I'm a political beast. You should know that about me before I go any farther. I am deeply interested in politics and debating policy and learning about policy. On paper, I'm a liberal Democrat. I don't label myself as progressive, if only because I don't think our country has the money to be as progressive as some European countries are. I'm for separation of church and state, gay marriage, and environmental policies that reduce carbon emissions and encourage Americans to embrace green energy. Got all that? Okay, moving on.
I'm also a Pagan. I might not have all the hows and whys straightened out, but I am firmly in the earth-based religions column. One thing that I'm trying to do in my life is to live how my spirituality dictates, which is kinda hard, given that my spirituality isn't so much pinned down yet. It's something I've heard a lot of Christians talking about doing--living their lives for God or with God in mind. It's sometimes hard to do this as a Pagan, particularly if the best guideline for morality I've given myself is to try to follow the Golden Rule (which is in the Bible and Qur'an and Judaic and Hindu writings AND in the Wiccan Rede, but not so much to be found in Nature or glowing from the middle of my bonfire on the Solstices.) Because I revere Nature, I try to treat it well and I try to teach my children to treat it well, but...sigh. I should start writing some of this stuff down.
Anywho, this isn't about those wacky Christians and the crazy things they do or my bumbling attempts to figure out my spirituality. Instead, I've been thinking about how my spirituality informs my political life--and whether it should. The other day, I was reading Ramblings of a Domestic Goddess and finding myself doing fist pumps and pelvic thrusts at the dressing down she was giving two eejits discussing the evils of President Obama in a doctor's office. She was appalled at the lack of professionalism and in inimitable inannasstar fashion, let them know exactly what she thought about it.

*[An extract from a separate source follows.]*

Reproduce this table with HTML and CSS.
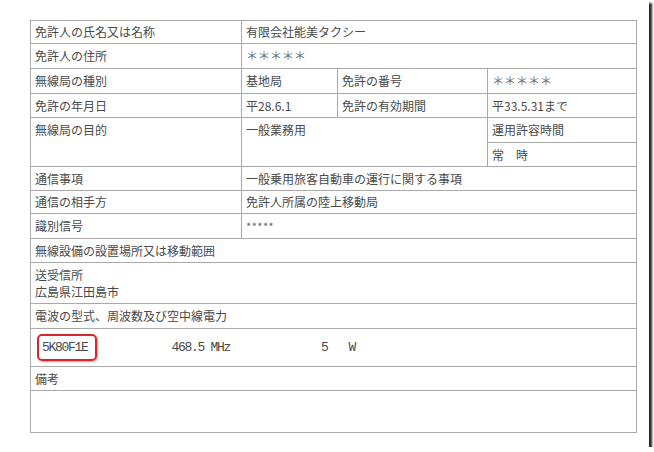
FILE: index.html
```html
<!DOCTYPE html>
<html lang="ja">
<head>
<meta charset="utf-8">
<link rel="stylesheet" href="styles.css">
</head>
<body>
<div class="photo">
  <table class="license">
    <colgroup>
      <col class="c1"><col class="c2"><col class="c3"><col class="c4">
    </colgroup>
    <tr class="h23"><td>免許人の氏名又は名称</td><td colspan="3">有限会社能美タクシー</td></tr>
    <tr class="h25"><td>免許人の住所</td><td colspan="3" class="stars">＊＊＊＊＊</td></tr>
    <tr class="h25"><td>無線局の種別</td><td>基地局</td><td>免許の番号</td><td class="stars">＊＊＊＊＊</td></tr>
    <tr class="h24"><td>免許の年月日</td><td>平28.6.1</td><td>免許の有効期間</td><td>平33.5.31まで</td></tr>
    <tr class="h25"><td rowspan="2" class="top">無線局の目的</td><td rowspan="2" colspan="2" class="top">一般業務用</td><td>運用許容時間</td></tr>
    <tr class="h24"><td>常　時</td></tr>
    <tr class="h24"><td>通信事項</td><td colspan="3">一般乗用旅客自動車の運行に関する事項</td></tr>
    <tr class="h23"><td>通信の相手方</td><td colspan="3">免許人所属の陸上移動局</td></tr>
    <tr class="h25"><td>識別信号</td><td colspan="3" class="small-stars">*****</td></tr>
    <tr class="h24"><td colspan="4">無線設備の設置場所又は移動範囲</td></tr>
    <tr class="h41"><td colspan="4" class="two">送受信所<br>広島県江田島市</td></tr>
    <tr class="h25"><td colspan="4">電波の型式、周波数及び空中線電力</td></tr>
    <tr class="h38">
      <td colspan="4" class="emission">
        <div class="emission-row">
          <span class="mark">5K80F1E</span>
          <span class="freq">468.5 MHz</span>
          <span class="power">5</span>
          <span class="unit">W</span>
        </div>
      </td>
    </tr>
    <tr class="h24"><td colspan="4">備考</td></tr>
    <tr class="h42"><td colspan="4"></td></tr>
  </table>
</div>
</body>
</html>
```
FILE: styles.css
```css
html, body {
  margin: 0;
  padding: 0;
  background: #ffffff;
}

.photo {
  width: 649px;
  height: 447px;
  box-sizing: border-box;
  padding: 20px 0 0 30px;
  background: #ffffff;
  box-shadow: 3px 3px 2px rgba(0, 0, 0, 0.85);
}

.license {
  border-collapse: collapse;
  table-layout: fixed;
  width: 606px;
  font-family: "Noto Sans CJK JP", "Noto Sans", sans-serif;
  font-size: 12px;
  color: #4a4a4a;
}

.c1 { width: 211px; }
.c2 { width: 96px; }
.c3 { width: 150px; }
.c4 { width: 149px; }

.license td {
  border: 1px solid #a9a9a9;
  padding: 0 4px;
  vertical-align: middle;
  line-height: 16px;
  white-space: nowrap;
}

.license td.top {
  vertical-align: top;
  padding-top: 4px;
}

.license td.two {
  line-height: 17px;
}

.h23 { height: 23px; }
.h24 { height: 24px; }
.h25 { height: 25px; }
.h38 { height: 38px; }
.h41 { height: 41px; }
.h42 { height: 42px; }

.stars {
  color: #6a6a6a;
  font-size: 12px;
}

.small-stars {
  color: #666;
  font-size: 11px;
  letter-spacing: 0.5px;
}

.license td.emission {
  padding: 0 6px;
}

.emission-row {
  display: flex;
  align-items: center;
  font-family: "Liberation Mono", "DejaVu Sans Mono", monospace;
  font-size: 13px;
  letter-spacing: -1.3px;
  color: #4a4a4a;
}

.mark {
  display: inline-block;
  border: 2px solid #d8262f;
  border-radius: 5px;
  padding: 4px 7px 4px 3px;
  box-shadow: 1px 1px 2px rgba(0, 0, 0, 0.35);
  line-height: 15px;
}

.freq { margin-left: 75px; }
.power { margin-left: 91px; }
.unit { margin-left: 21px; }
```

After all the pumping and thrusting...ahem...perhaps I should rethink that one...after my celebrations, I started thinking about why Pagans don't use our political voices until we have to. Some of it, I'm sure, is visions of Salem dancing in our heads. I'm not trying to be funny--they're burning Qur'ans in Gainesville, Florida. It's frightening to see how far fundamentalist Christian whackjobs will go. To be an "out" Pagan is difficult at any point in time--frankly, I fear that if I came out during a political discussion and said, "Well, as a person who worships the earth, I have to say that your Hummer really chaps my ass, gas guzzler," nobody would take me seriously. Or worse, they'd be so focused on whether I was in league with Satan that they'd not pay attention to logic.
The other problem, I'm sure, is the diversity that exists within the Pagan community. Some of us are Wiccan. Some of us celebrate traditional Celtic holidays. Some of us worship trees. Some commune with faeries. Some deal with the Greek gods. (I'm leaving out the people like me, who smoosh it all together in a big wad and hope for the best.) The Christians and Jews who are active in politics (I'm singling these two groups out because they make up the majority) have got standardized religions which they share with many of their constituents. Leaning back on religious dictates to guide public policy is EASY for them, because they're talking about what people know.
I wonder if every Pagan suddenly decided to recognize, say, the Solstices and Equinoxes if it would make a difference. I mean, these are celestial events that most every "sect" of Paganism recognizes, right? If we all did that, if we all had something in common, would it make it easier for us to argue for cap and trade en masse?
Then again, not all Pagans are raging liberals like me. I once offended the heck out of a fellow Pagan with a post over on I'm Not Hannah. I wasn't TRYING to offend her, but her measured response to my admittedly heated (and slightly crazy) post brought me up short. I had never pictured a politically conservative Pagan before--the term "conservative" is naturally married to "Christian" in my head. It made me really reconsider some of my own biases to think about this.
And I'm not sure why it suddenly seems so important to identify myself as a Pagan when discussing the things that are politically important to me. After all, it drives me to the moon and back when a Christian does it. Is my religious belief somehow more important or relevant than a Christian's--and therefore a good basis for public policy? And if I don't want Christianity's moral guidelines to decide whether gay people have the right to marry, is it fair for me to use my Pagan belief in the Golden Rule as a reason for gay people to have that right? I'm a Christmas-celebrating Pagan--do I have the right to bitch about "In God We Trust" being on our legal currency? (I DON'T bitch about it, by the way. Just an example...)
I think, really, that this boils down once again (I say, wearily) to the fact that I am not comfortable being out of the broom closet. My political ideology is almost as important to me (and frankly, some days, MORE important to me) than my religious one, but it's the one I'm allowed to show in public. And when I'm arguing about something on Facebook, for example, I have to just swallow the assumption that I'm one of those crazy liberal Christians when it's thrown at my head.
Because, otherwise, my voice won't be as powerful.
I'm sorry for this rambling, hard to understand post. Just trying to make sense of it all. (And floundering, as usual...)
In other news, the New Moon this month is next Monday, the 9th. Anybody up for Meeting at the Water?